I very much agree with you here, and I while I never received anything but compassion from the mental health professionals I worked with, I remember a great deal of frustration with my psychiatrist. For the first several months of my treatment she didn’t seem to have a very clear grasp on exactly how miserable I was – when she finally realized that I was spending 25/30 days of each month severely depressed she was horrified, and what followed was a litany of medications. Sometimes they had horrible results and I was off of them within a month-- but sometimes the results were fair, but not perfect–more happy days, depression not as severe. She could not handle this. She kept insisting that there was some magical combination of medication that was going to solve the problem completely. A lifetime of neglect, abuse and instability and she honestly believed that there was some combination of pills that was going to take away my pain forever. Even I knew better than that – even I know, at some level, the pain is always going to be there – and it’s my right to have it there, it is a part of me.
(Kudos to the psychiatrist I had after her, who just sort of looked at me sadly when I reported nightmares/flashbacks and said, ‘‘Yeah, unfortunately medication doesn’t really help with that stuff.’’)
Now I am running into the same problem with my current therapist, who very much wanted me to see a psychiatrist again (I refused) and has been doing EMDR for several months. I was skeptical at first, but the research is coming along, and having done both CBT and EMDR I can assure you the claim that EMDR is CBT with visual stimulii is bullshit. Both deal with transforming negative cognitive patterns, but EMDR has the ability to do it in the course of about 15 minutes. EMDR does something to the brain, I just don’t know what the fuck it does. What disturbs me most of all is that my therapist doesn’t even know what the fuck it does.
So we’ve been working on a particular anxiety issue for me – started out at a level 8/10 in terms of the anxiety it provoked. After just 4 sessions, it’s now down to a level 3. This is not good enough for her. It has be a zero. How realistic is this? And why am I paying someone to feel like I’m doing something wrong, like there’s something wrong with me for experiencing anxiety? I’ve learned to live with my mental disorders as anyone would a chronic illness, and I’ve created quite a joy-filled, exciting, thriving existence for myself, even in the midst of them. But given what I went through for the first 20 years of my life, I don’t think it’s realistic or even necessary that all my neurotic tendencies suddenly vanish. If a man loses a limb in a war, he’s not getting that body part back. He just learns to live without it, and he becomes a stronger and more resourceful person for having to do so. It’s not realistic for the doctor to expect that limb to regenerate any more than it’s realistic for me to not be troubled when I think about my shitty childhood.

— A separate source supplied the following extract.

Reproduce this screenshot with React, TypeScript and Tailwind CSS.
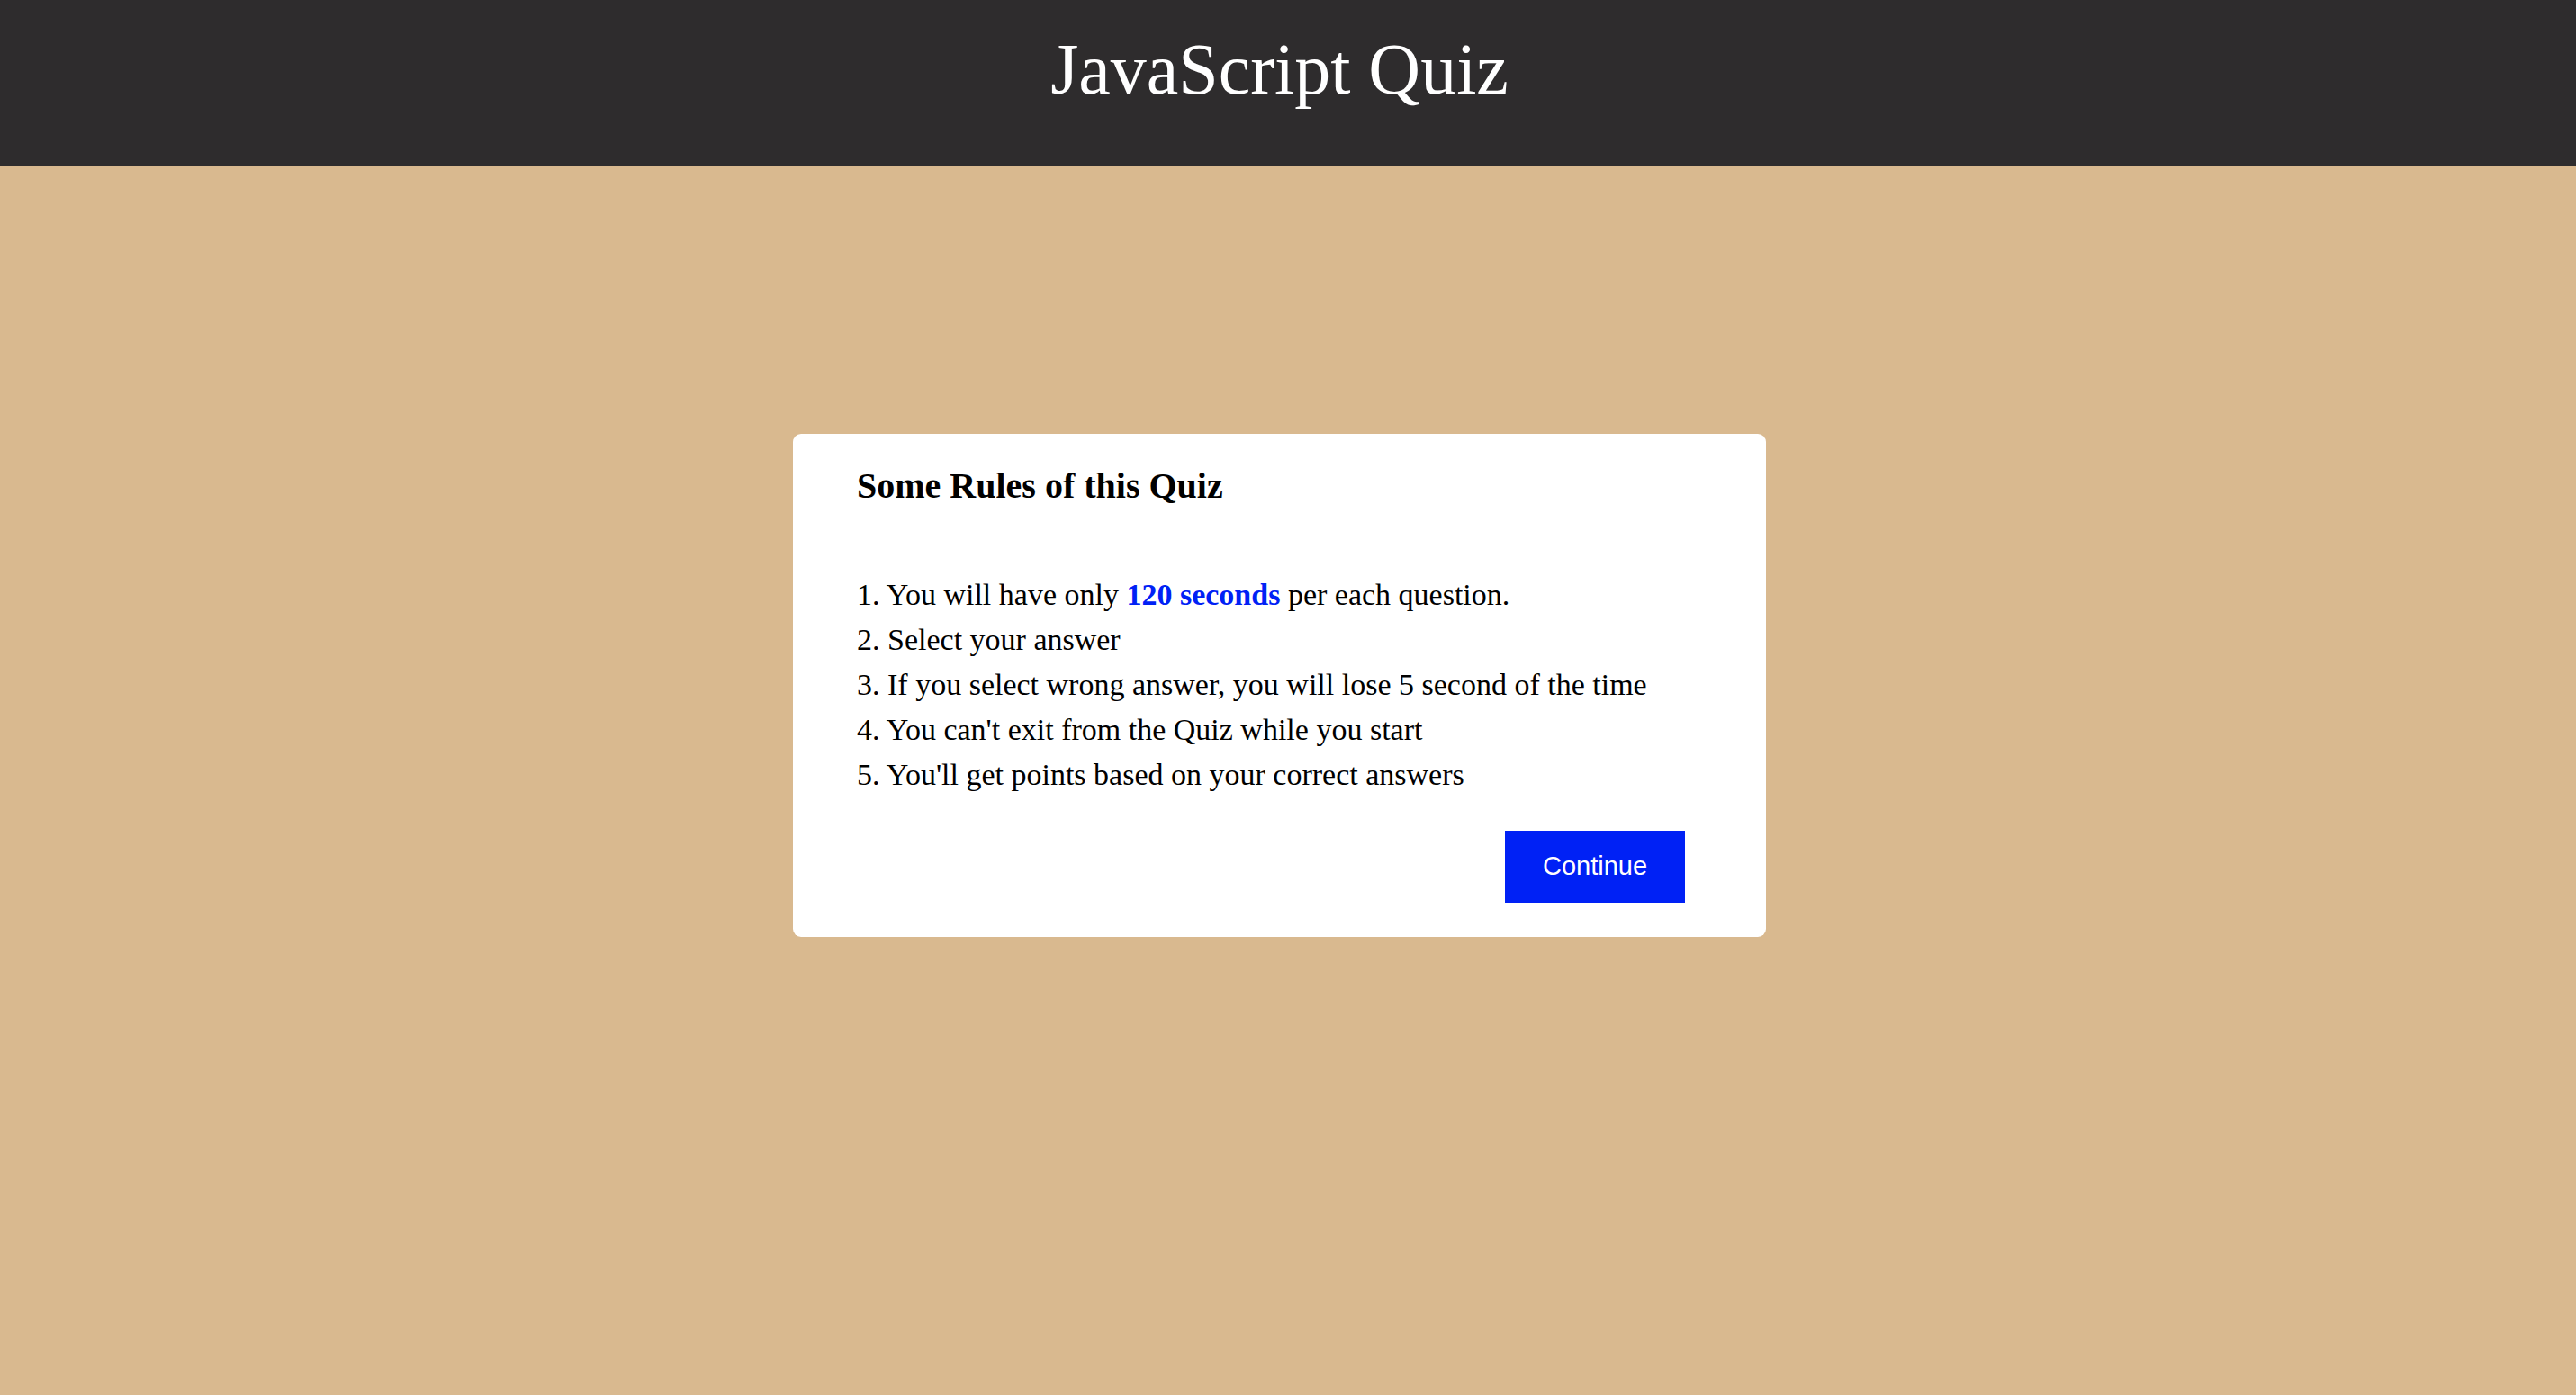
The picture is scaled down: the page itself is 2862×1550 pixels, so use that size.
import React from 'react'

const rules = [
  null,
  'Select your answer',
  'If you select wrong answer, you will lose 5 second of the time',
  "You can't exit from the Quiz while you start",
  "You'll get points based on your correct answers",
]

const App = () => {
  return (
    <div className="min-h-screen bg-[#d9b98f] font-['Liberation_Serif',serif] text-black">
      <header className="h-[184px] bg-[#2e2c2d] pt-[31px] pr-[19px] text-center">
        <h1 className="text-[80px] leading-[92px] font-normal text-white">JavaScript Quiz</h1>
      </header>

      <main className="flex justify-center pt-[298px] pr-[19px]">
        <div className="w-[1081px] rounded-[9px] bg-white pl-[71px] pr-[90px] pt-[35px] pb-[38px]">
          <h2 className="text-[40px] leading-[46px] font-bold">Some Rules of this Quiz</h2>

          <div className="mt-[73px] text-[34px] leading-[50px]">
            {rules.map((rule, i) => (
              <div key={i}>
                {i + 1}.{' '}
                {rule ?? (
                  <>
                    You will have only <span className="font-bold text-[#0021f5]">120 seconds</span> per each question.
                  </>
                )}
              </div>
            ))}
          </div>

          <div className="mt-[37px] flex justify-end">
            <button className="h-[80px] w-[200px] bg-[#0021f5] font-['Liberation_Sans',sans-serif] text-[29px] text-white">
              Continue
            </button>
          </div>
        </div>
      </main>
    </div>
  )
}

export default App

So I very much see what you’re saying there.
I’m not sure I would say the claims are lies, but I definitely agree, even as someone who was aided by medication, that the science is inexact. It is a field constantly striving to become more precise and to understand more about the brain, but it’s difficult to figure out.
I don’t think it’s fair to assert that psychotropic meds have been proven to not work, however. I am concerned by the commercial motivation for distributing medications but I don’t think that invalidates the field of psychiatric medicine entirely. For every one study that says they don’t work, there are a hundred that suggest otherwise. I’d be interested in seeing a meta-analysis on this subject.
As the niece of a man who is forced by court-order to receive injections of his antipsychotic medications, I can see where you’re coming at with this. The reason he is made to take medication is to prevent him from being a harm to himself or others (mostly others.) I’m saddened in general by the lack of infrastructure and genuine support available for the deeply mentally ill people in our society–the world, hell, even our family members, to an extent, consider my uncle to be a threat to the general peace, not an actual human being. He knows this and I know this. I’m not sure what the alternative is, though – without medication he is a genuine threat to himself and others. He suffers delusions and paranoia regardless of whether or not he is medicated, though he is a rare case – a lot of schizophrenics respond very positively to medication – the problem is they are resistant to taking it. Schizophrenia is not a very relateable illness, so I can see how empathy would be very difficult for mental health professionals, but come on! My uncle is a human being and it’s traumatic for him, as it would be for any person, to be forced to take medication that has some very real and powerful side effects.
Do you see an alternative to forcibly medicating people like my uncle?
But I’m not sure I follow your point about people who have been voluntarily medicated, such as myself. Are you trying to say that what motivates us to take medicine, and what motivates the mental health industry to prescribe us medication, are two very different things?
I’m also curious about what Mad Pride is.